For Google's own guidance, see its guidance on creating helpful, reliable, people-first content.
Frequently asked questions
What is SEO content?
SEO content is website content - blog posts, guides, landing pages, product pages, and more - created and optimized to rank in search engines and attract organic traffic. It blends genuinely helpful information with on-page optimization so both readers and search engines value it.
How long should SEO content be?
There is no fixed word count; length should match search intent and fully cover the topic. Quick answers may need only a few hundred words, while competitive head terms often require 1,500-3,000+ words to beat the existing top results. Match or exceed the depth of the pages currently ranking, then cut any fluff - comprehensiveness matters far more than hitting an arbitrary word count.

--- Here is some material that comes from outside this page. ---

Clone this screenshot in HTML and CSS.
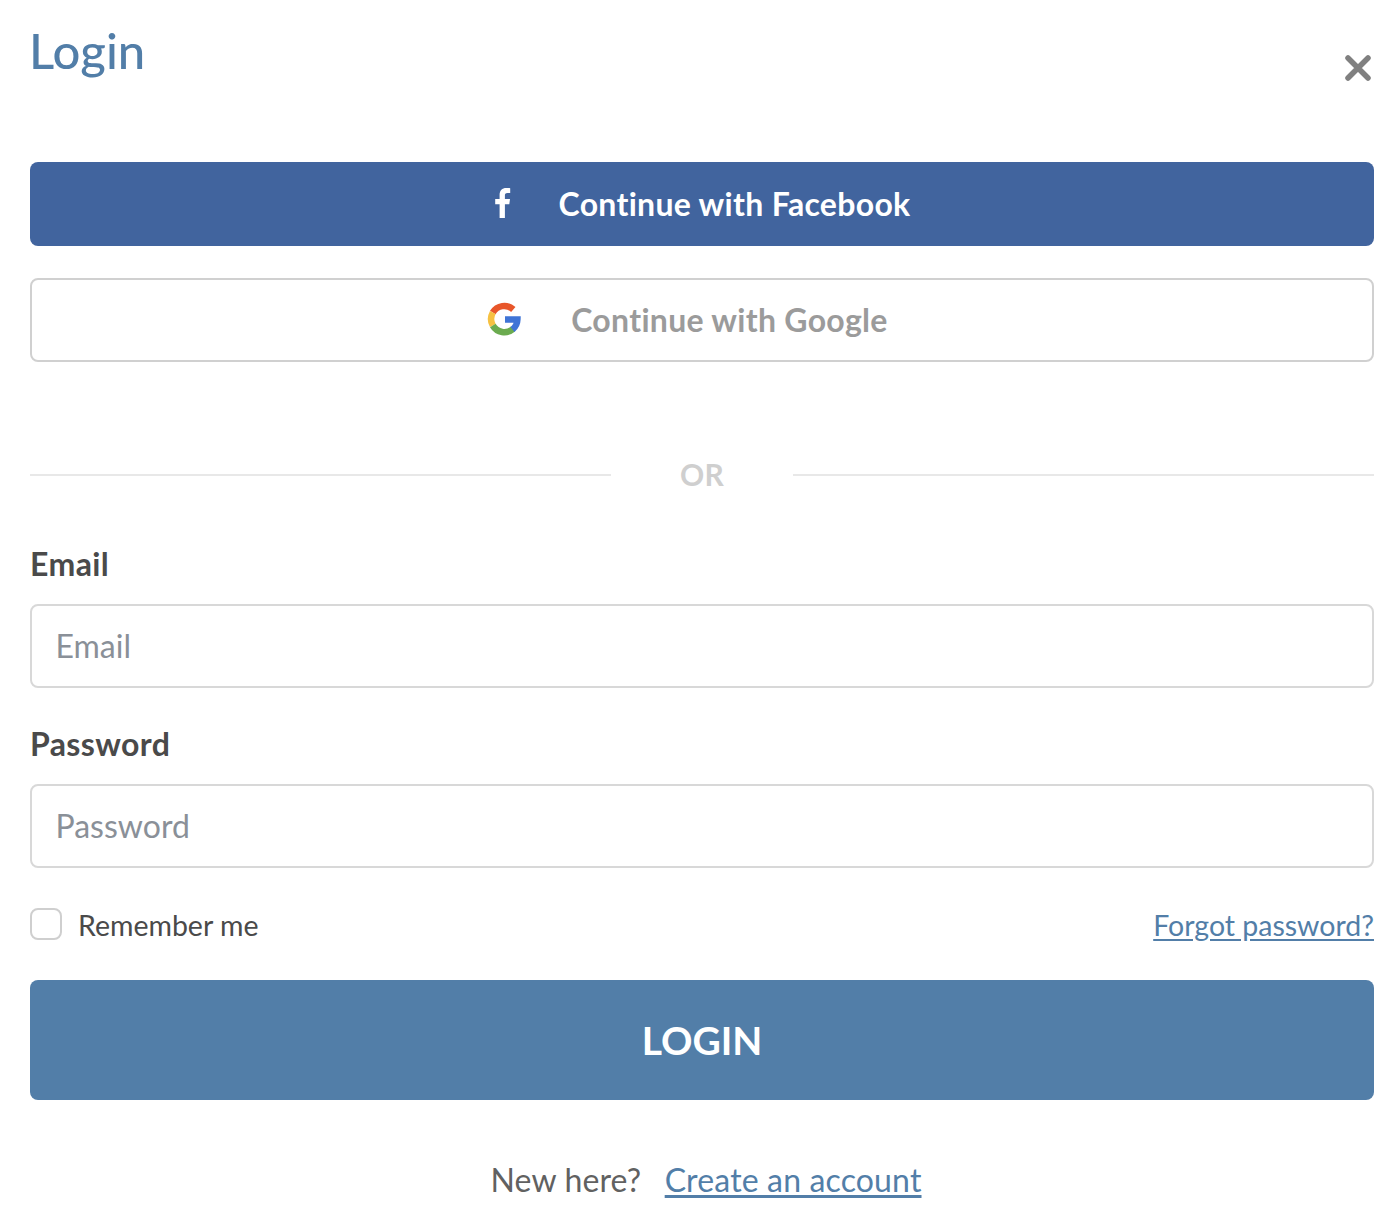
FILE: index.html
```html
<!DOCTYPE html>
<html lang="en">
<head>
<meta charset="utf-8">
<title>Login</title>
<link rel="stylesheet" href="styles.css">
</head>
<body>
<main class="modal">
  <header class="head">
    <h1 class="title">Login</h1>
    <button class="close" aria-label="Close">
      <svg width="28" height="28" viewBox="0 0 28 28"><path d="M4 4L24 24M24 4L4 24" stroke="#808080" stroke-width="5.500" stroke-linecap="round" fill="none"/></svg>
    </button>
  </header>
  <a class="social fb">
    <span class="social-icon fb-icon">
      <svg width="18" height="32" viewBox="0 0 18 32"><path fill="#fff" d="M5.600 31V17.300H1.200v-5.200h4.400V8C5.600 3.600 8.200 1 12.200 1c1.900 0 3.500.1 4 .2v4.800h-2.700c-2.200 0-2.600 1-2.600 2.500v3.600h5.100l-.7 5.200h-4.400V31z"/></svg>
    </span>
    <span class="social-text">Continue with Facebook</span>
  </a>
  <a class="social gg">
    <span class="social-icon gg-icon">
      <svg width="34" height="34" viewBox="0 0 34 34"><g fill="none" stroke-width="6.500"><path stroke="#e8562a" d="M5.800 10.500A13.400 13.400 0 0 1 26.300 7.500"/><path stroke="#f6c142" d="M5.800 23.500A13.400 13.400 0 0 1 5.800 10.500"/><path stroke="#6bab4f" d="M26 27A13.400 13.400 0 0 1 5.800 23.500"/><path stroke="#3f74d6" d="M18 17.500H30.400A13.400 13.400 0 0 1 25.500 27.500"/></g></svg>
    </span>
    <span class="social-text">Continue with Google</span>
  </a>
  <div class="divider"><span class="rule"></span><span class="or">OR</span><span class="rule"></span></div>
  <label class="label first" for="email">Email</label>
  <input class="field" id="email" type="text" placeholder="Email">
  <label class="label second" for="password">Password</label>
  <input class="field" id="password" type="password" placeholder="Password">
  <div class="options">
    <label class="remember"><span class="box"></span><span class="remember-text">Remember me</span></label>
    <a class="link forgot" href="#">Forgot password?</a>
  </div>
  <button class="login">LOGIN</button>
  <p class="foot">New here? <a class="link create" href="#">Create an account</a></p>
</main>
</body>
</html>
```
FILE: styles.css
```css
* { box-sizing: border-box; }
html, body { margin: 0; background: #fff; }
body { font-family: Lato, "Liberation Sans", sans-serif; color: #4a4a4a; font-variant-ligatures: none; }
.modal { width: 1399px; height: 1232px; padding: 0 25px 0 30px; }
.head { display: flex; justify-content: space-between; height: 162px; }
.title { margin: 20px 0 0 -1px; font-size: 49px; line-height: 60px; font-weight: 500; color: #527ea8; }
.close { margin: 54px 2px 0 0; padding: 0; width: 28px; height: 28px; border: 0; background: none; }
.social { display: flex; justify-content: center; align-items: center; height: 84px; border-radius: 8px; font-size: 32px; font-weight: 700; letter-spacing: 0.3px; }
.social-text { display: block; padding-bottom: 2px; }
.fb { background: #41649e; color: #fff; }
.fb-icon { margin-right: 47px; height: 32px; margin-top: -3px; }
.gg { margin-top: 32px; padding-right: 29px; border: 2px solid #d0d0d0; color: #9b9b9b; }
.gg-icon { margin-right: 50px; height: 34px; margin-top: -2px; }
.divider { display: flex; align-items: center; margin-top: 95px; height: 36px; }
.rule { flex: 1; height: 2px; background: #e8e8e8; }
.or { width: 182px; padding-bottom: 2px; text-align: center; font-size: 30px; font-weight: 700; color: #cfcfcf; letter-spacing: 0.3px; }
.label { display: block; font-size: 32px; line-height: 40px; font-weight: 700; color: #4a4a4a; letter-spacing: 0.4px; }
.first { margin-top: 51px; margin-bottom: 20px; }
.second { margin-top: 36px; margin-bottom: 20px; }
.field { display: block; width: 100%; height: 84px; padding: 0 24px 1px 23.500px; border: 2px solid #d8d8d8; border-radius: 8px; font: 400 32px Lato, sans-serif; color: #4a4a4a; outline: 0; background: #fff; }
.field::placeholder { color: #8a9098; opacity: 1; }
.options { display: flex; justify-content: space-between; align-items: center; margin-top: 40px; height: 32px; font-size: 28.500px; }
.remember { display: flex; align-items: center; gap: 16px; }
.remember-text { padding-top: 2px; }
.box { width: 32px; height: 32px; border: 2px solid #cfcfcf; border-radius: 8px; }
.link { color: #527ea8; text-decoration: underline; text-underline-offset: 3px; }
.forgot { padding-top: 2px; }
.login { display: block; width: 100%; height: 120px; margin-top: 40px; border: 0; border-radius: 8px; background: #527ea8; color: #fff; font: 700 39px Lato, sans-serif; font-variant-ligatures: none; }
.foot { margin: 59px 0 0; padding-left: 8px; text-align: center; font-size: 32px; line-height: 42px; color: #616161; letter-spacing: 0.15px; }
.create { margin-left: 15px; }
```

How do I write SEO content that ranks?
Research the keyword and its intent, study the pages already ranking, build a thorough outline, write a genuinely helpful and original draft for people first, then optimize titles, meta, headings, internal links, and images. Demonstrate E-E-A-T, publish, measure, and update on a regular cadence.
Is AI-generated content good for SEO?
AI can help research, outline, and draft, and Google does not penalize AI assistance by itself. But unedited, generic AI content tends to lack the experience, accuracy, and originality that rank - and publishing it at scale can trigger a helpful-content demotion. Always add human expertise, verify facts, and edit for voice.
What is the difference between SEO content and on-page SEO?
SEO content is the writing itself - useful, intent-matched material that earns rankings. On-page SEO is the technical optimization applied to that content and page: title tags, meta descriptions, headings, URLs, internal links, and schema. You need both; great content with poor on-page optimization, or vice versa, underperforms.